◆ WHAT TO PRODUCE ◆
Pick out each line of the records in which the word "index" appears.

◆ LISTED RECORDS ◆

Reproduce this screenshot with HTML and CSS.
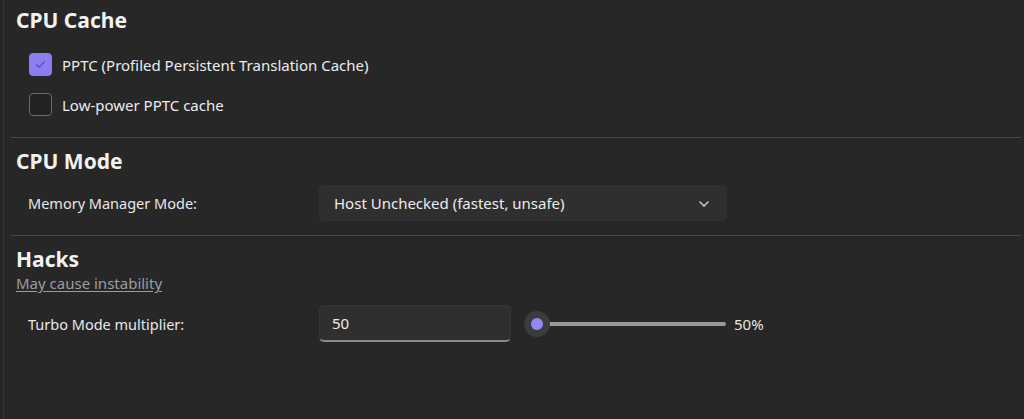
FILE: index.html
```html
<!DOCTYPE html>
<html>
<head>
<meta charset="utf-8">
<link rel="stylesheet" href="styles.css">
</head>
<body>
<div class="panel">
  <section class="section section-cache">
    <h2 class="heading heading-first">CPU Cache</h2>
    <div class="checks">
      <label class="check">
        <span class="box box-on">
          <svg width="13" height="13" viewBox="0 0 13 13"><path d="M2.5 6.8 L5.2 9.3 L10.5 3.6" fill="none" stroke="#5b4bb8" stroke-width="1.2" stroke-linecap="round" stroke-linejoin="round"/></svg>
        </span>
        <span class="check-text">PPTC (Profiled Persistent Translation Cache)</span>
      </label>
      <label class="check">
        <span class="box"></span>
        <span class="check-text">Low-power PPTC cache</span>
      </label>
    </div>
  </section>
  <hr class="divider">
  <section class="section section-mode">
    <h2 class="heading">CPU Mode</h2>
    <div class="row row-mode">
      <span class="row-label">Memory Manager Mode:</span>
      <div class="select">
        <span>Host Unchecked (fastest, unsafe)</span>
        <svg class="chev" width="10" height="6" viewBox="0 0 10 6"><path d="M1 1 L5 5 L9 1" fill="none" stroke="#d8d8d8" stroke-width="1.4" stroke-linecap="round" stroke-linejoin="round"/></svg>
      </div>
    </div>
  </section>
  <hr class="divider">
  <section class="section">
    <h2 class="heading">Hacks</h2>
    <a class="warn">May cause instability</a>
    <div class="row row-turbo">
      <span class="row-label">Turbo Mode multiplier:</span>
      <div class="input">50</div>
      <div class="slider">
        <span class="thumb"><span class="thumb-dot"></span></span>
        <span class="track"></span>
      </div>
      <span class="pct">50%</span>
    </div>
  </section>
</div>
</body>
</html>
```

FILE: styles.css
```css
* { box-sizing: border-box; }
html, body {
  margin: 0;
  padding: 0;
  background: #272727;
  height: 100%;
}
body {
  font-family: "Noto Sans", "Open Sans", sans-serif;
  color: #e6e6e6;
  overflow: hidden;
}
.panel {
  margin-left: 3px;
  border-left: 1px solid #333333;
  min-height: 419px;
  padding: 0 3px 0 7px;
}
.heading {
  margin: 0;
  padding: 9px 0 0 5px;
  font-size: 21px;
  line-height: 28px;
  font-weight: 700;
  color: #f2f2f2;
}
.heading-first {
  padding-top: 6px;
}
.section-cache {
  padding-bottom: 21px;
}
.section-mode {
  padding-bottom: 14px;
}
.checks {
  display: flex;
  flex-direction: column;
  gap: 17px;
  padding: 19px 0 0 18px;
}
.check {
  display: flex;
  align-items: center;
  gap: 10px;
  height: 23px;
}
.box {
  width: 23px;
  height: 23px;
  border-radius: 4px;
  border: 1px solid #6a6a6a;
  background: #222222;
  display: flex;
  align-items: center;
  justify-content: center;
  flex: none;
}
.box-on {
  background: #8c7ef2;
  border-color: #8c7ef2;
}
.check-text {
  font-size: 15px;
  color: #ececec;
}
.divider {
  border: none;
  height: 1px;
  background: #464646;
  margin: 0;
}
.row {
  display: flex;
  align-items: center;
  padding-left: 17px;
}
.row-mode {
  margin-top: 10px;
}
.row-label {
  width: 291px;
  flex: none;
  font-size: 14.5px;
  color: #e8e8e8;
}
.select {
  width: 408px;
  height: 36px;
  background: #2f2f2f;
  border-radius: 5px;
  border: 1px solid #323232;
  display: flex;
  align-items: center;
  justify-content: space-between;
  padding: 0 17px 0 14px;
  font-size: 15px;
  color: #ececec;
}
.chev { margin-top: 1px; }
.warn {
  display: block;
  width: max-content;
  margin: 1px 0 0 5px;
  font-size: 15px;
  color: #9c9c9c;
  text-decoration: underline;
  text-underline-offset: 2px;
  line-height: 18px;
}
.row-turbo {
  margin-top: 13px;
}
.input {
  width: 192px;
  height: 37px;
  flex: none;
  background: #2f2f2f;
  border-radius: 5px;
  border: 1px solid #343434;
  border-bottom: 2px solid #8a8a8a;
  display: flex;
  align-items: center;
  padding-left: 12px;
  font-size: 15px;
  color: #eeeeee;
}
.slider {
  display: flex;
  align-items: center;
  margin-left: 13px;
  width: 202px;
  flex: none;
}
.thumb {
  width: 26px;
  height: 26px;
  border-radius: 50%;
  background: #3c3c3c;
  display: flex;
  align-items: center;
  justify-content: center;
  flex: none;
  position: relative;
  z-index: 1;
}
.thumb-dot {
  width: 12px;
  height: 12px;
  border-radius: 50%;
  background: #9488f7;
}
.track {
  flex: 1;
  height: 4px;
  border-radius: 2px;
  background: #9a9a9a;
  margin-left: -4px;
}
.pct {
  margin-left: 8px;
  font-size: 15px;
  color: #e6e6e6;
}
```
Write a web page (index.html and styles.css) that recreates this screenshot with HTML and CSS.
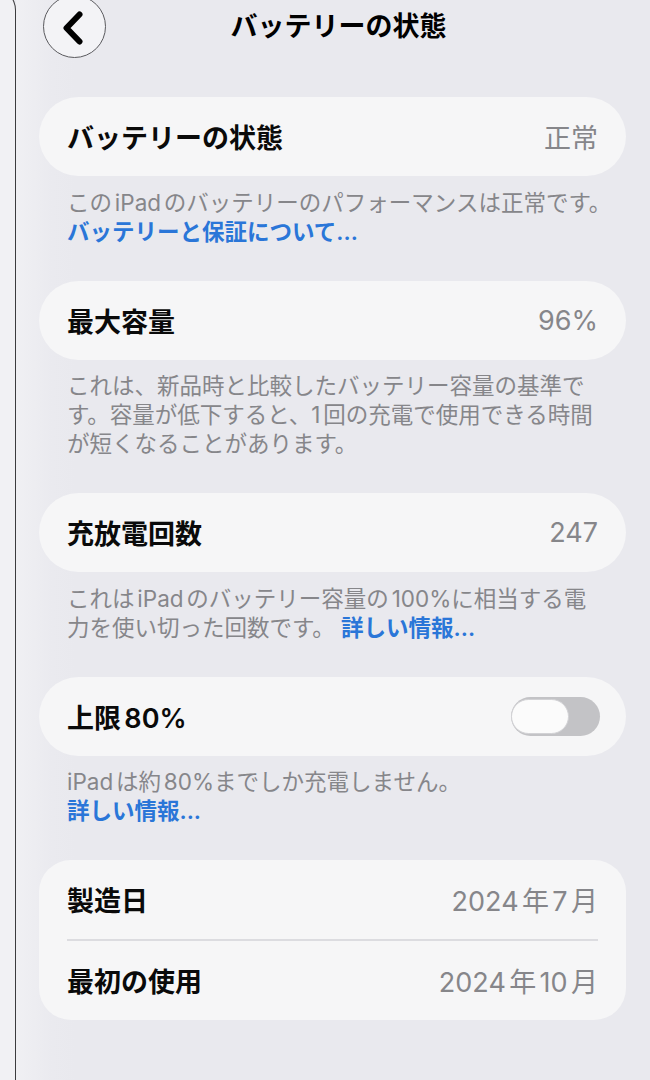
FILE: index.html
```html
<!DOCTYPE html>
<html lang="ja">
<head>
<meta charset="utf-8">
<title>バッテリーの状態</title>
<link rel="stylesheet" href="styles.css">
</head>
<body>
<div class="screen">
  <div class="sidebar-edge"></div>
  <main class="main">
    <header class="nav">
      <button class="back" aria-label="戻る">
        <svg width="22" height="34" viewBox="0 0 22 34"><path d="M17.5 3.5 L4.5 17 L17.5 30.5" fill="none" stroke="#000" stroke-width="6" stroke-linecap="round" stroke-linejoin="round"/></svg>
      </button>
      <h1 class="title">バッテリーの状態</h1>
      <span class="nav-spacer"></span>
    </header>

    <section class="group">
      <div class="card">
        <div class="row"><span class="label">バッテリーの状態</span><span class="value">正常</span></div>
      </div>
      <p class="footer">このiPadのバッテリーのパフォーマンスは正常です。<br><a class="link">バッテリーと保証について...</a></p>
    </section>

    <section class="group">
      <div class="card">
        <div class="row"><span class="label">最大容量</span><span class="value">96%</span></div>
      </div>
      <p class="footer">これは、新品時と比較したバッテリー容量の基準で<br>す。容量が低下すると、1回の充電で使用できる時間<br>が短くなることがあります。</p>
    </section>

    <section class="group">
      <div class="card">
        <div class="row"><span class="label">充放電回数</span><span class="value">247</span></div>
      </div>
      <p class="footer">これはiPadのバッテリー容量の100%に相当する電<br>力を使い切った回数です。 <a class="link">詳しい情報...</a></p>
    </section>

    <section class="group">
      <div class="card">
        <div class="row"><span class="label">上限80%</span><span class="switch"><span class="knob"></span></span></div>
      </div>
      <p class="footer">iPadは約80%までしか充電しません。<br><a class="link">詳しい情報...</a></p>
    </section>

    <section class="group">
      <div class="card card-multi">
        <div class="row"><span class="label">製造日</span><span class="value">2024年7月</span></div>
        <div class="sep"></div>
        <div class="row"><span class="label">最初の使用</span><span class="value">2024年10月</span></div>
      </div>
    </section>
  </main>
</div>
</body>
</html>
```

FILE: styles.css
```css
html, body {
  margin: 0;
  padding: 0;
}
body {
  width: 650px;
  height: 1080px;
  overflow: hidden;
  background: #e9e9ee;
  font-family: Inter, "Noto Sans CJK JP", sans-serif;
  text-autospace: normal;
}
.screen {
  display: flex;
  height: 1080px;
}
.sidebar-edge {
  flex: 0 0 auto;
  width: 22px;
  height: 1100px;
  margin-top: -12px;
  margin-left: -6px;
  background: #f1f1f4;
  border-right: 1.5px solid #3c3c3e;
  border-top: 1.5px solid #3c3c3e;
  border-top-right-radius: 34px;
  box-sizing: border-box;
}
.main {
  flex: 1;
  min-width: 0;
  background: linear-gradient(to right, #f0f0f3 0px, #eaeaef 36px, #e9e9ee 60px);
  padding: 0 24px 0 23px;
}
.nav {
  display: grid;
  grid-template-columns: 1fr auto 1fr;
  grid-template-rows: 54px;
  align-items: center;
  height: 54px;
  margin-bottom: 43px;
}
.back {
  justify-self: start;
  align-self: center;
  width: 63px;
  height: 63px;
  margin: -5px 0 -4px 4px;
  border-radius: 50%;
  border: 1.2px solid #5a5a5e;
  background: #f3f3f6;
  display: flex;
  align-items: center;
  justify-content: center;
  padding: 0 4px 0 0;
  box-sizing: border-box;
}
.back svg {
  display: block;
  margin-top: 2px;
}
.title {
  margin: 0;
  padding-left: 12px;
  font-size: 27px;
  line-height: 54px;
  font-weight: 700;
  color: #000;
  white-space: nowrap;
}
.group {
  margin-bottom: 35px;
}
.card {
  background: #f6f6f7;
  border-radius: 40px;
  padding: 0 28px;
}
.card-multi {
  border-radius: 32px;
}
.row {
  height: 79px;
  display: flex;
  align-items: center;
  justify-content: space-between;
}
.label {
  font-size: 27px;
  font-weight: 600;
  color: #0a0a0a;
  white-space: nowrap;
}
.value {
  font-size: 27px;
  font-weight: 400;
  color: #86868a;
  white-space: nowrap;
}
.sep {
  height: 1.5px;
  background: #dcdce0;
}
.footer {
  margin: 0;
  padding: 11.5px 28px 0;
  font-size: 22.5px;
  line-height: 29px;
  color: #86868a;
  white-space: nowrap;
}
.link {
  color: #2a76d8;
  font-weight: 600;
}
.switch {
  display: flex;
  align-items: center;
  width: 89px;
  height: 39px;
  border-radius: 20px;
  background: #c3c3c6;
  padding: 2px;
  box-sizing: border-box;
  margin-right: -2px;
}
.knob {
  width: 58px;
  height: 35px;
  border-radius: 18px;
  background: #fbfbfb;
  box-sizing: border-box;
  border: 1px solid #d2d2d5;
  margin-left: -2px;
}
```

---

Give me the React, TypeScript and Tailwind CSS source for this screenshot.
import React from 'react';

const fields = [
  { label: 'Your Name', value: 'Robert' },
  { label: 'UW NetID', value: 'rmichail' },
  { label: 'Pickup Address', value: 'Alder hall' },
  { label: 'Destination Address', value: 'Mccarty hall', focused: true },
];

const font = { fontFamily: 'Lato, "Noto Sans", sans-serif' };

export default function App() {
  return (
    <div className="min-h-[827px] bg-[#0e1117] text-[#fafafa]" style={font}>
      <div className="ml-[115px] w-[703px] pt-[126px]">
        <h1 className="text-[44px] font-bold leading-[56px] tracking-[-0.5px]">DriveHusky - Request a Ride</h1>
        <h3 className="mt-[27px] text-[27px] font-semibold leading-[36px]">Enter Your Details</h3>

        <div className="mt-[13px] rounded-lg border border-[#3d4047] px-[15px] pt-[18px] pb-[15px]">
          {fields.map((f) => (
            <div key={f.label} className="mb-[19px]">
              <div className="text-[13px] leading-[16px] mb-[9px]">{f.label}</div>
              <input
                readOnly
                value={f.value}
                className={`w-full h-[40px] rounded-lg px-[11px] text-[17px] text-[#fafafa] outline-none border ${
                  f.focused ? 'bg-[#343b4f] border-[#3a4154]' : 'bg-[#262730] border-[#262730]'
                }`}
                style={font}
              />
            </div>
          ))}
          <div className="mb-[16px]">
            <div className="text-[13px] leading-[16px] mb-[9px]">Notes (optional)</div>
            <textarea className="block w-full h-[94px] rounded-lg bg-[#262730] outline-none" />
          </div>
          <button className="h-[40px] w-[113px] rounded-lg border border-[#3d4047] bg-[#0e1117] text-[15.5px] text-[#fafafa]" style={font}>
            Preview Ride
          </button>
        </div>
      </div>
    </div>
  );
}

◆ TASK SOLUTION ◆
FILE: index.html
  z-index: 1;
Write a web page (index.html and styles.css) that recreates this screenshot with HTML and CSS.
FILE: index.html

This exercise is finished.